Task description:
In the listing below, count each line containing "React" and answer with the count only.

Data:
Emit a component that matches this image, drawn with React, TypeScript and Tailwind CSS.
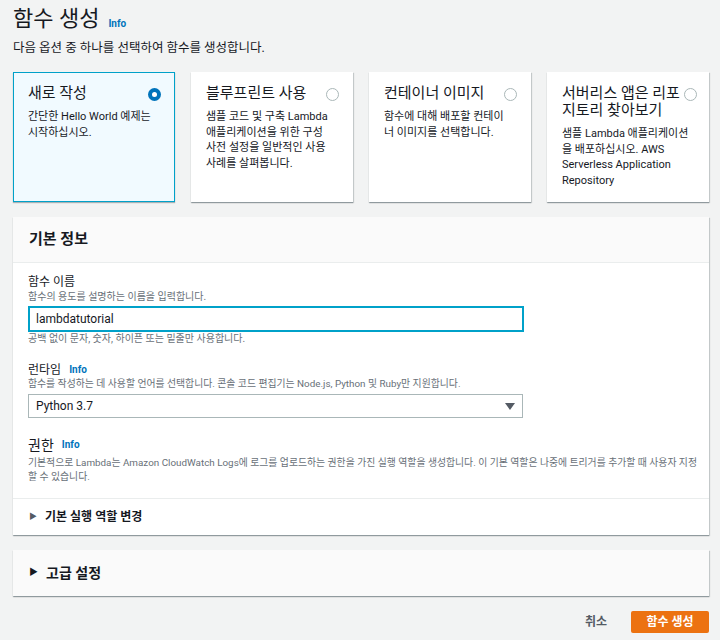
import React, { useState } from 'react';

const font = { fontFamily: 'Roboto, "Noto Sans CJK KR", sans-serif' };

interface OptionCardProps {
  title: React.ReactNode;
  desc: React.ReactNode;
  selected?: boolean;
  onSelect: () => void;
}

const Radio: React.FC<{ on: boolean }> = ({ on }) =>
  on ? (
    <span className="mt-[3px] flex h-[13px] w-[13px] shrink-0 items-center justify-center rounded-full bg-[#0073bb]">
      <span className="h-[5px] w-[5px] rounded-full bg-white" />
    </span>
  ) : (
    <span className="mt-[3px] h-[13px] w-[13px] shrink-0 rounded-full border border-[#aab7b8] bg-white" />
  );

const OptionCard: React.FC<OptionCardProps> = ({ title, desc, selected = false, onSelect }) => (
  <div
    onClick={onSelect}
    className={
      selected
        ? 'h-[130px] cursor-pointer border border-[#00a1c9] bg-[#f1faff] pl-[14px] pr-[13px] pt-[12px] shadow-[0_1px_1px_0_rgba(0,28,36,0.3)]'
        : 'h-[130px] cursor-pointer border border-transparent bg-white pl-[14px] pr-[13px] pt-[12px] shadow-[0_1px_1px_0_rgba(0,28,36,0.3),1px_1px_1px_0_rgba(0,28,36,0.15)]'
    }
  >
    <div className="flex items-start justify-between gap-[4px]">
      <div className="whitespace-nowrap text-[15px] leading-[17px] text-[#16191f]">{title}</div>
      <Radio on={selected} />
    </div>
    <div className="mt-[7px] whitespace-nowrap text-[11px] leading-[15.5px] text-[#16191f]">{desc}</div>
  </div>
);

const Info = () => <span className="ml-[8px] text-[10px] font-bold text-[#0073bb]">Info</span>;

const App: React.FC = () => {
  const [choice, setChoice] = useState(0);
  const [name, setName] = useState('lambdatutorial');

  return (
    <div className="min-h-[640px] w-[720px] bg-[#f2f3f3] pl-[13px] pr-[11px] pt-[4px] text-[#16191f]" style={font}>
      <div className="flex items-end">
        <h1 className="text-[22px] leading-[30px]">함수 생성</h1>
        <span className="mb-[3px] ml-[9px] text-[10px] font-bold text-[#0073bb]">Info</span>
      </div>
      <p className="mt-[5px] text-[12.5px] leading-[18px] text-[#16191f]">다음 옵션 중 하나를 선택하여 함수를 생성합니다.</p>

      {/* option cards */}
      <div className="mt-[15px] grid grid-cols-4 gap-[16px]">
        <OptionCard
          selected={choice === 0}
          onSelect={() => setChoice(0)}
          title="새로 작성"
          desc={<>간단한 Hello World 예제는<br />시작하십시오.</>}
        />
        <OptionCard
          selected={choice === 1}
          onSelect={() => setChoice(1)}
          title="블루프린트 사용"
          desc={<>샘플 코드 및 구축 Lambda<br />애플리케이션을 위한 구성<br />사전 설정을 일반적인 사용<br />사례를 살펴봅니다.</>}
        />
        <OptionCard
          selected={choice === 2}
          onSelect={() => setChoice(2)}
          title="컨테이너 이미지"
          desc={<>함수에 대해 배포할 컨테이<br />너 이미지를 선택합니다.</>}
        />
        <OptionCard
          selected={choice === 3}
          onSelect={() => setChoice(3)}
          title={<>서버리스 앱은 리포<br />지토리 찾아보기</>}
          desc={<>샘플 Lambda 애플리케이션<br />을 배포하십시오. AWS<br />Serverless Application<br />Repository</>}
        />
      </div>

      {/* basic info */}
      <div className="mt-[15px] bg-white shadow-[0_1px_1px_0_rgba(0,28,36,0.3),1px_1px_1px_0_rgba(0,28,36,0.15)]">
        <div className="flex h-[46px] items-center border-b border-[#eaeded] bg-[#fafafa] px-[16px]">
          <h2 className="text-[15px] font-bold">기본 정보</h2>
        </div>
        <div className="pl-[15px] pr-[8px] pt-[11px]">
          <div className="text-[12px] leading-[16px]">함수 이름</div>
          <div className="text-[10px] leading-[14px] text-[#687078]">함수의 용도를 설명하는 이름을 입력합니다.</div>
          <input
            value={name}
            onChange={(e) => setName(e.target.value)}
            className="mt-[2px] block h-[26px] w-[496px] border-2 border-[#00a1c9] px-[6px] text-[12px] outline-none"
          />
          <div className="text-[10px] leading-[14px] text-[#687078]">공백 없이 문자, 숫자, 하이픈 또는 밑줄만 사용합니다.</div>

          <div className="mt-[17px] flex items-center text-[12px] leading-[14px]">
            런타임<Info />
          </div>
          <div className="text-[9.85px] leading-[14px] text-[#687078]">
            함수를 작성하는 데 사용할 언어를 선택합니다. 콘솔 코드 편집기는 Node.js, Python 및 Ruby만 지원합니다.
          </div>
          <div className="mt-[3px] flex h-[24px] w-[495px] items-center justify-between border border-[#aab7b8] pl-[7px] pr-[7px]">
            <span className="text-[12px]">Python 3.7</span>
            <svg width="10" height="7" viewBox="0 0 10 7"><path d="M0 0h10L5 7z" fill="#545b64" /></svg>
          </div>

          <div className="mt-[17px] flex items-center text-[14px] leading-[20px]">
            권한<Info />
          </div>
          <div className="mt-[1px] whitespace-nowrap pb-[14px] text-[9.85px] leading-[14px] text-[#687078]">
            기본적으로 Lambda는 Amazon CloudWatch Logs에 로그를 업로드하는 권한을 가진 실행 역할을 생성합니다. 이 기본 역할은 나중에 트리거를 추가할 때 사용자 지정
            <br />할 수 있습니다.
          </div>
        </div>
        <div className="flex h-[37px] items-center gap-[8px] border-t border-[#eaeded] px-[16px] text-[12px] font-bold text-[#16191f]">
          <span className="text-[8px] text-[#545b64]">▶</span>기본 실행 역할 변경
        </div>
      </div>

      {/* advanced */}
      <div className="mt-[15px] flex h-[46px] items-center gap-[8px] bg-[#fafafa] px-[16px] shadow-[0_1px_1px_0_rgba(0,28,36,0.3),1px_1px_1px_0_rgba(0,28,36,0.15)]">
        <span className="text-[9px]">▶</span>
        <span className="text-[14px] font-bold">고급 설정</span>
      </div>

      {/* footer */}
      <div className="mt-[15px] flex items-center justify-end gap-[24px]">
        <button className="text-[12px] font-bold text-[#545b64]">취소</button>
        <button className="h-[22px] w-[78px] rounded-[2px] bg-[#ec7211] text-[12px] font-bold text-white">함수 생성</button>
      </div>
    </div>
  );
};

export default App;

Result below:
7